GOAL: Transcribe the material exactly. Images do not belong in the copy.

DATA PROVIDED:
===
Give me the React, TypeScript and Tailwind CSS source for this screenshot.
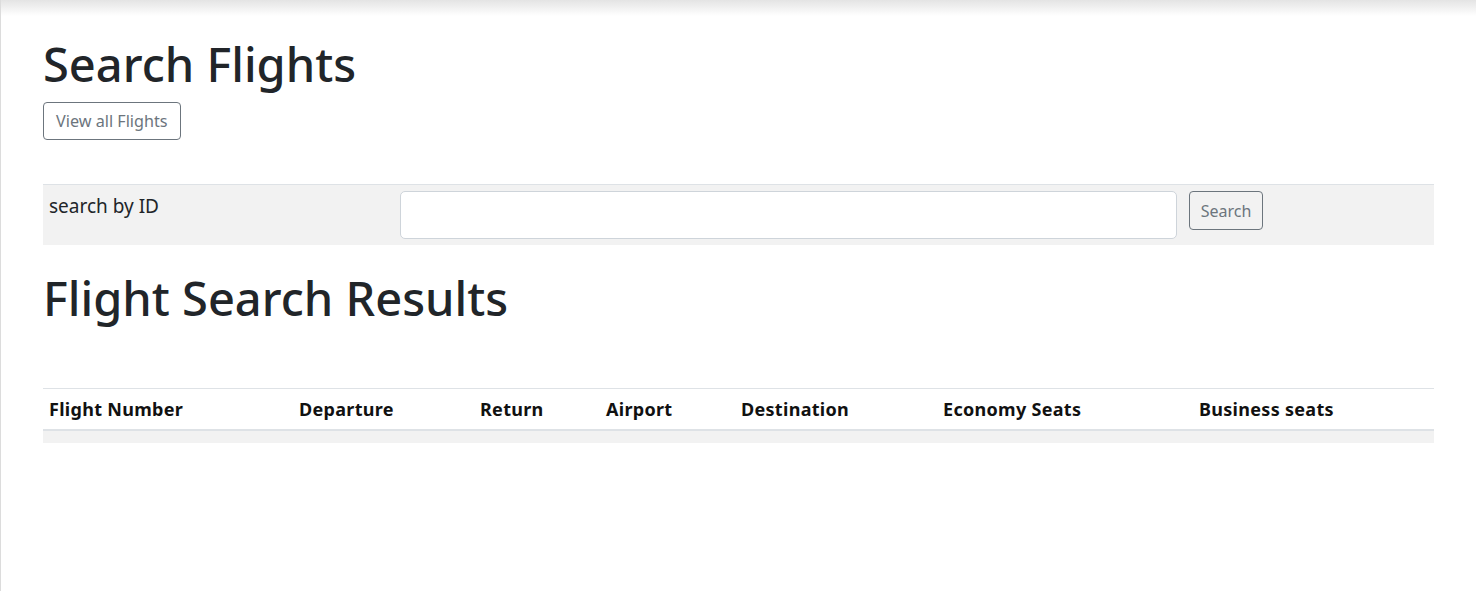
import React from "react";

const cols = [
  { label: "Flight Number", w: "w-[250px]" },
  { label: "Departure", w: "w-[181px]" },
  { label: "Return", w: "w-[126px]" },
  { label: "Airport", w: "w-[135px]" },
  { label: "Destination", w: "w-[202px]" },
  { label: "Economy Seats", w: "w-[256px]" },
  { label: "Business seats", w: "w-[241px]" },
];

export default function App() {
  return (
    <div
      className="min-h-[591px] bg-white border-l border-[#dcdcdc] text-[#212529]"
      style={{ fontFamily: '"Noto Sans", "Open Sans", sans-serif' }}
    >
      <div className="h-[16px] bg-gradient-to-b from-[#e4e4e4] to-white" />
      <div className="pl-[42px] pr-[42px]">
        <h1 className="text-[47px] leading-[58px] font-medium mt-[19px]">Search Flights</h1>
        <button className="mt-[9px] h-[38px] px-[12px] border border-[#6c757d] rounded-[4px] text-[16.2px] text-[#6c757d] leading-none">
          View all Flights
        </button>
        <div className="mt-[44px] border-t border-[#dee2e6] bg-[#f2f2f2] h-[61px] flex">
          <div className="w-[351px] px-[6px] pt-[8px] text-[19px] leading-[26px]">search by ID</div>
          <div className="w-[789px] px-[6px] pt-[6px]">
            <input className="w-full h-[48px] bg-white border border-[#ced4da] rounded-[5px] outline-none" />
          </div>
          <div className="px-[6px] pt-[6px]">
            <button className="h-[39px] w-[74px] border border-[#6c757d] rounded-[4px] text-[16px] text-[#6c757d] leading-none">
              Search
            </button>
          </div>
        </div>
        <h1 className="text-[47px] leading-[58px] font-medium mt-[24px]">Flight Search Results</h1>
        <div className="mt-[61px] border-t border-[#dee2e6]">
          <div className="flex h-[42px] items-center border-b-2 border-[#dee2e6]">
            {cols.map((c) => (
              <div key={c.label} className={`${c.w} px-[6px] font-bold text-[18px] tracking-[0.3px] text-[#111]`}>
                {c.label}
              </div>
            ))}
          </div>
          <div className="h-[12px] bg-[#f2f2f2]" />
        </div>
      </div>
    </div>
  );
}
===
EXERCISE SOLUTION:
Give me the React, TypeScript and Tailwind CSS source for this screenshot.
import React from "react";

const cols = [
  { label: "Flight Number", w: "w-[250px]" },
  { label: "Departure", w: "w-[181px]" },
  { label: "Return", w: "w-[126px]" },
  { label: "Airport", w: "w-[135px]" },
  { label: "Destination", w: "w-[202px]" },
  { label: "Economy Seats", w: "w-[256px]" },
  { label: "Business seats", w: "w-[241px]" },
];

export default function App() {
  return (
    <div
      className="min-h-[591px] bg-white border-l border-[#dcdcdc] text-[#212529]"
      style={{ fontFamily: '"Noto Sans", "Open Sans", sans-serif' }}
    >
      <div className="h-[16px] bg-gradient-to-b from-[#e4e4e4] to-white" />
      <div className="pl-[42px] pr-[42px]">
        <h1 className="text-[47px] leading-[58px] font-medium mt-[19px]">Search Flights</h1>
        <button className="mt-[9px] h-[38px] px-[12px] border border-[#6c757d] rounded-[4px] text-[16.2px] text-[#6c757d] leading-none">
          View all Flights
        </button>
        <div className="mt-[44px] border-t border-[#dee2e6] bg-[#f2f2f2] h-[61px] flex">
          <div className="w-[351px] px-[6px] pt-[8px] text-[19px] leading-[26px]">search by ID</div>
          <div className="w-[789px] px-[6px] pt-[6px]">
            <input className="w-full h-[48px] bg-white border border-[#ced4da] rounded-[5px] outline-none" />
          </div>
          <div className="px-[6px] pt-[6px]">
            <button className="h-[39px] w-[74px] border border-[#6c757d] rounded-[4px] text-[16px] text-[#6c757d] leading-none">
              Search
            </button>
          </div>
        </div>
        <h1 className="text-[47px] leading-[58px] font-medium mt-[24px]">Flight Search Results</h1>
        <div className="mt-[61px] border-t border-[#dee2e6]">
          <div className="flex h-[42px] items-center border-b-2 border-[#dee2e6]">
            {cols.map((c) => (
              <div key={c.label} className={`${c.w} px-[6px] font-bold text-[18px] tracking-[0.3px] text-[#111]`}>
                {c.label}
              </div>
            ))}
          </div>
          <div className="h-[12px] bg-[#f2f2f2]" />
        </div>
      </div>
    </div>
  );
}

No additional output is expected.